**Recorded data**
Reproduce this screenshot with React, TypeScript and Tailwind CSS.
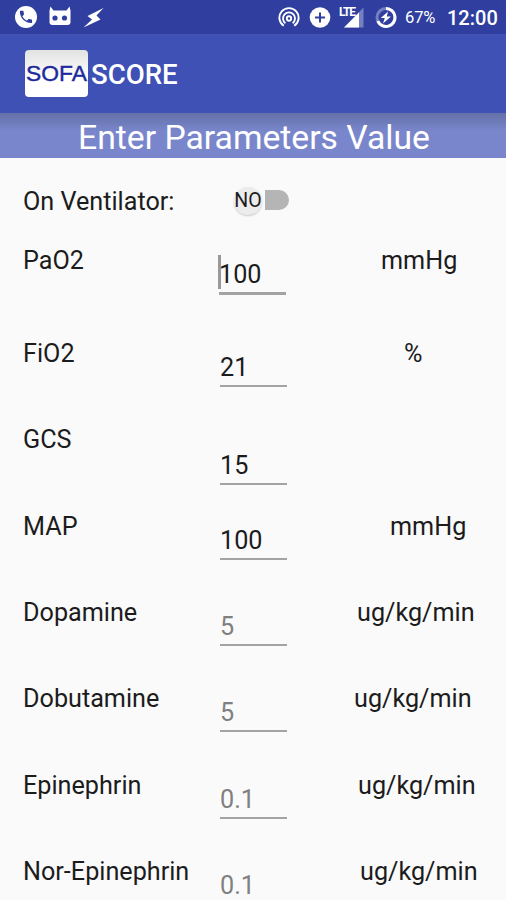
import { useState } from 'react'

type Param = {
    name: string
    value?: string
    hint?: string
    unit?: string
    row: string
    field: string
    unitPad: string
}

const params: Param[] = [
    { name: 'PaO2', value: '100', unit: 'mmHg', row: 'h-[93px]', field: 'mt-[13px] -ml-px', unitPad: 'pl-[34px]' },
    { name: 'FiO2', value: '21', unit: '%', row: 'h-[86px]', field: 'mt-[13px]', unitPad: 'pl-[57px]' },
    { name: 'GCS', value: '15', row: 'h-[87px]', field: 'mt-[25px]', unitPad: 'pl-9' },
    { name: 'MAP', value: '100', unit: 'mmHg', row: 'h-[86px]', field: 'mt-[13px]', unitPad: 'pl-[43px]' },
    { name: 'Dopamine', hint: '5', unit: 'ug/kg/min', row: 'h-[86px]', field: 'mt-[13px]', unitPad: 'pl-[10px]' },
    { name: 'Dobutamine', hint: '5', unit: 'ug/kg/min', row: 'h-[87px]', field: 'mt-[13px]', unitPad: 'pl-[7px]' },
    { name: 'Epinephrin', hint: '0.1', unit: 'ug/kg/min', row: 'h-[86px]', field: 'mt-[13px]', unitPad: 'pl-[11px]' },
    { name: 'Nor-Epinephrin', hint: '0.1', unit: 'ug/kg/min', row: 'h-[86px]', field: 'mt-[13px]', unitPad: 'pl-[13px]' },
]

function StatusBar() {
    return (
        <div className="flex h-[34px] shrink-0 items-center bg-[#303f9f] text-white">
            <svg className="ml-3.5" width="24" height="24" viewBox="0 0 24 24">
                <circle cx="12" cy="12" r="11" fill="#fff" />
                <path transform="translate(3.8 3.8) scale(.68)" fill="#303f9f" d="M6.600 10.800c1.400 2.800 3.800 5.100 6.600 6.600l2.200-2.200c.3-.3.7-.4 1-.2 1.100.4 2.300.6 3.600.6.6 0 1 .4 1 1V20c0 .6-.4 1-1 1C10.600 21 3 13.400 3 4c0-.6.4-1 1-1h3.500c.6 0 1 .4 1 1 0 1.200.2 2.500.6 3.600.1.400 0 .700-.2 1z" />
            </svg>
            <svg className="ml-2.5" width="24" height="24" viewBox="0 0 24 24">
                <path fill="#fff" d="M2.500 1.500L5.500 5.500h13l3-4 1 4V17c0 2-1 3-3 3H4.500c-2 0-3-1-3-3V5.500z" />
                <circle cx="7" cy="13" r="2.600" fill="#303f9f" />
                <circle cx="16.500" cy="13" r="2.600" fill="#303f9f" />
            </svg>
            <svg className="ml-2.5" width="24" height="24" viewBox="0 0 24 24">
                <path fill="#fff" d="M21.500 3L5.500 11l4.500 3.500L1.500 22.500 18.500 14.500l-4-4z" />
            </svg>
            <svg className="ml-auto" width="22" height="24" viewBox="0 0 22 24" fill="none" stroke="#fff" strokeWidth="1.900">
                <path d="M5.800 20.800a9.600 9.600 0 1 1 10.400 0" />
                <path d="M7.400 18.200a6 6 0 1 1 7.200 0" />
                <circle cx="11" cy="13.500" r="2.200" />
            </svg>
            <svg className="ml-[9px]" width="22" height="24" viewBox="0 0 22 24">
                <circle cx="11" cy="12.500" r="10.300" fill="#fff" />
                <path d="M11 7.500v10M6 12.500h10" stroke="#303f9f" strokeWidth="2" />
            </svg>
            <div className="relative ml-2 h-6 w-[26px]">
                <span className="absolute top-px left-0 text-[12px] leading-3 font-bold tracking-[-1.2px]">LTE</span>
                <svg width="26" height="24" viewBox="0 0 26 24">
                    <path d="M24.500 2.500v20H5z" fill="#7580c0" />
                    <path d="M20 7.500v15H5z" fill="#fff" />
                </svg>
            </div>
            <svg className="ml-[10px]" width="22" height="24" viewBox="0 0 22 24">
                <circle cx="11" cy="12.500" r="9" fill="none" stroke="#7580c0" strokeWidth="3" />
                <path d="M11 3.500a9 9 0 1 1-8.200 12.700" fill="none" stroke="#fff" strokeWidth="3" />
                <path d="M13 6.500L5.800 13h4L8 18.500l8-7h-4.200z" fill="#fff" />
            </svg>
            <span className="ml-2 w-[42px] pt-0.5 text-[16.500px] tracking-[-0.1px]">67%</span>
            <span className="mr-[9px] w-[50px] pt-0.5 text-[20px] leading-6 font-medium whitespace-nowrap">12:00</span>
        </div>
    )
}

function Row({ param, focused }: { param: Param; focused?: boolean }) {
    return (
        <div className={'grid shrink-0 grid-cols-[197px_127px_1fr] items-start ' + param.row}>
            <label className="whitespace-nowrap" htmlFor={param.name}>{param.name}</label>
            <div className={'relative w-[67px] ' + param.field}>
                <input
                    className={'block w-full border-[#a3a3a3] bg-transparent p-0 outline-none placeholder:text-[#808080] ' + (focused ? 'h-[36px] border-b-3 pb-[3px]' : 'h-[35px] border-b-2 pb-[3px]')}
                    id={param.name}
                    type="text"
                    defaultValue={param.value}
                    placeholder={param.hint}
                />
                {focused && <span className="absolute -top-1 -left-px h-[34px] w-[3px] bg-[#999999]" />}
            </div>
            <span className={'whitespace-nowrap ' + param.unitPad}>{param.unit}</span>
        </div>
    )
}

export default function App() {
    const [ventilator, setVentilator] = useState(false)

    return (
        <div className="flex h-[900px] w-[506px] flex-col overflow-hidden bg-[#fafafa] font-['Roboto',sans-serif] text-[25.2px] leading-[30px] text-[#1c1c1c]">
            <StatusBar />
            <header className="flex h-[79px] shrink-0 items-center bg-[#3f51b5] pl-[25px]">
                <div className="flex h-[47px] w-[63px] items-center justify-center rounded-[4px] bg-linear-to-b from-[#e2e2e2] to-white to-60% pb-0.5 font-['Liberation_Sans',sans-serif] text-[22.800px] text-[#1d2a9c] [-webkit-text-stroke:0.4px_#1d2a9c]">
                    SOFA
                </div>
                <h1 className="ml-[3px] pt-0.5 text-[27.600px] font-medium text-white">SCORE</h1>
            </header>
            <div className="flex h-[45px] shrink-0 items-center justify-center bg-[#7986cb] bg-linear-to-b from-[#6471a9] to-[#7986cb] to-40% pt-1 pl-0.5 text-[33.700px] text-white">
                Enter Parameters Value
            </div>
            <main className="flex flex-col pt-[29px] pl-[23px]">
                <div className="flex h-[59px] shrink-0 items-start">
                    <span className="w-[210px]">On Ventilator:</span>
                    <button
                        className="relative -mt-px flex h-7 w-14 items-center"
                        type="button"
                        onClick={() => setVentilator(!ventilator)}
                    >
                        <span className="ml-8 h-5 w-6 rounded-r-full bg-[#b5b5b5]" />
                        <span className="absolute top-px left-px flex size-7 items-center justify-center rounded-full bg-[#ececec] text-[19.500px] shadow-[0_1px_2px_#00000030]">
                            {ventilator ? 'YES' : 'NO'}
                        </span>
                    </button>
                </div>
                {params.map((param, i) => (
                    <Row key={param.name} param={param} focused={i === 0} />
                ))}
            </main>
        </div>
    )
}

**Problem statement**
Write out the data precisely as given, excluding the pictures.

**Solution for this problem**
Reproduce this screenshot with React, TypeScript and Tailwind CSS.
import { useState } from 'react'

type Param = {
    name: string
    value?: string
    hint?: string
    unit?: string
    row: string
    field: string
    unitPad: string
}

const params: Param[] = [
    { name: 'PaO2', value: '100', unit: 'mmHg', row: 'h-[93px]', field: 'mt-[13px] -ml-px', unitPad: 'pl-[34px]' },
    { name: 'FiO2', value: '21', unit: '%', row: 'h-[86px]', field: 'mt-[13px]', unitPad: 'pl-[57px]' },
    { name: 'GCS', value: '15', row: 'h-[87px]', field: 'mt-[25px]', unitPad: 'pl-9' },
    { name: 'MAP', value: '100', unit: 'mmHg', row: 'h-[86px]', field: 'mt-[13px]', unitPad: 'pl-[43px]' },
    { name: 'Dopamine', hint: '5', unit: 'ug/kg/min', row: 'h-[86px]', field: 'mt-[13px]', unitPad: 'pl-[10px]' },
    { name: 'Dobutamine', hint: '5', unit: 'ug/kg/min', row: 'h-[87px]', field: 'mt-[13px]', unitPad: 'pl-[7px]' },
    { name: 'Epinephrin', hint: '0.1', unit: 'ug/kg/min', row: 'h-[86px]', field: 'mt-[13px]', unitPad: 'pl-[11px]' },
    { name: 'Nor-Epinephrin', hint: '0.1', unit: 'ug/kg/min', row: 'h-[86px]', field: 'mt-[13px]', unitPad: 'pl-[13px]' },
]

function StatusBar() {
    return (
        <div className="flex h-[34px] shrink-0 items-center bg-[#303f9f] text-white">
            <svg className="ml-3.5" width="24" height="24" viewBox="0 0 24 24">
                <circle cx="12" cy="12" r="11" fill="#fff" />
                <path transform="translate(3.8 3.8) scale(.68)" fill="#303f9f" d="M6.600 10.800c1.400 2.800 3.800 5.100 6.600 6.600l2.200-2.200c.3-.3.7-.4 1-.2 1.100.4 2.300.6 3.600.6.6 0 1 .4 1 1V20c0 .6-.4 1-1 1C10.600 21 3 13.400 3 4c0-.6.4-1 1-1h3.500c.6 0 1 .4 1 1 0 1.200.2 2.500.6 3.600.1.400 0 .700-.2 1z" />
            </svg>
            <svg className="ml-2.5" width="24" height="24" viewBox="0 0 24 24">
                <path fill="#fff" d="M2.500 1.500L5.500 5.500h13l3-4 1 4V17c0 2-1 3-3 3H4.500c-2 0-3-1-3-3V5.500z" />
                <circle cx="7" cy="13" r="2.600" fill="#303f9f" />
                <circle cx="16.500" cy="13" r="2.600" fill="#303f9f" />
            </svg>
            <svg className="ml-2.5" width="24" height="24" viewBox="0 0 24 24">
                <path fill="#fff" d="M21.500 3L5.500 11l4.500 3.500L1.500 22.500 18.500 14.500l-4-4z" />
            </svg>
            <svg className="ml-auto" width="22" height="24" viewBox="0 0 22 24" fill="none" stroke="#fff" strokeWidth="1.900">
                <path d="M5.800 20.800a9.600 9.600 0 1 1 10.400 0" />
                <path d="M7.400 18.200a6 6 0 1 1 7.200 0" />
                <circle cx="11" cy="13.500" r="2.200" />
            </svg>
            <svg className="ml-[9px]" width="22" height="24" viewBox="0 0 22 24">
                <circle cx="11" cy="12.500" r="10.300" fill="#fff" />
                <path d="M11 7.500v10M6 12.500h10" stroke="#303f9f" strokeWidth="2" />
            </svg>
            <div className="relative ml-2 h-6 w-[26px]">
                <span className="absolute top-px left-0 text-[12px] leading-3 font-bold tracking-[-1.2px]">LTE</span>
                <svg width="26" height="24" viewBox="0 0 26 24">
                    <path d="M24.500 2.500v20H5z" fill="#7580c0" />
                    <path d="M20 7.500v15H5z" fill="#fff" />
                </svg>
            </div>
            <svg className="ml-[10px]" width="22" height="24" viewBox="0 0 22 24">
                <circle cx="11" cy="12.500" r="9" fill="none" stroke="#7580c0" strokeWidth="3" />
                <path d="M11 3.500a9 9 0 1 1-8.200 12.700" fill="none" stroke="#fff" strokeWidth="3" />
                <path d="M13 6.500L5.800 13h4L8 18.500l8-7h-4.200z" fill="#fff" />
            </svg>
            <span className="ml-2 w-[42px] pt-0.5 text-[16.500px] tracking-[-0.1px]">67%</span>
            <span className="mr-[9px] w-[50px] pt-0.5 text-[20px] leading-6 font-medium whitespace-nowrap">12:00</span>
        </div>
    )
}

function Row({ param, focused }: { param: Param; focused?: boolean }) {
    return (
        <div className={'grid shrink-0 grid-cols-[197px_127px_1fr] items-start ' + param.row}>
            <label className="whitespace-nowrap" htmlFor={param.name}>{param.name}</label>
            <div className={'relative w-[67px] ' + param.field}>
                <input
                    className={'block w-full border-[#a3a3a3] bg-transparent p-0 outline-none placeholder:text-[#808080] ' + (focused ? 'h-[36px] border-b-3 pb-[3px]' : 'h-[35px] border-b-2 pb-[3px]')}
                    id={param.name}
                    type="text"
                    defaultValue={param.value}
                    placeholder={param.hint}
                />
                {focused && <span className="absolute -top-1 -left-px h-[34px] w-[3px] bg-[#999999]" />}
            </div>
            <span className={'whitespace-nowrap ' + param.unitPad}>{param.unit}</span>
        </div>
    )
}

export default function App() {
    const [ventilator, setVentilator] = useState(false)

    return (
        <div className="flex h-[900px] w-[506px] flex-col overflow-hidden bg-[#fafafa] font-['Roboto',sans-serif] text-[25.2px] leading-[30px] text-[#1c1c1c]">
            <StatusBar />
            <header className="flex h-[79px] shrink-0 items-center bg-[#3f51b5] pl-[25px]">
                <div className="flex h-[47px] w-[63px] items-center justify-center rounded-[4px] bg-linear-to-b from-[#e2e2e2] to-white to-60% pb-0.5 font-['Liberation_Sans',sans-serif] text-[22.800px] text-[#1d2a9c] [-webkit-text-stroke:0.4px_#1d2a9c]">
                    SOFA
                </div>
                <h1 className="ml-[3px] pt-0.5 text-[27.600px] font-medium text-white">SCORE</h1>
            </header>
            <div className="flex h-[45px] shrink-0 items-center justify-center bg-[#7986cb] bg-linear-to-b from-[#6471a9] to-[#7986cb] to-40% pt-1 pl-0.5 text-[33.700px] text-white">
                Enter Parameters Value
            </div>
            <main className="flex flex-col pt-[29px] pl-[23px]">
                <div className="flex h-[59px] shrink-0 items-start">
                    <span className="w-[210px]">On Ventilator:</span>
                    <button
                        className="relative -mt-px flex h-7 w-14 items-center"
                        type="button"
                        onClick={() => setVentilator(!ventilator)}
                    >
                        <span className="ml-8 h-5 w-6 rounded-r-full bg-[#b5b5b5]" />
                        <span className="absolute top-px left-px flex size-7 items-center justify-center rounded-full bg-[#ececec] text-[19.500px] shadow-[0_1px_2px_#00000030]">
                            {ventilator ? 'YES' : 'NO'}
                        </span>
                    </button>
                </div>
                {params.map((param, i) => (
                    <Row key={param.name} param={param} focused={i === 0} />
                ))}
            </main>
        </div>
    )
}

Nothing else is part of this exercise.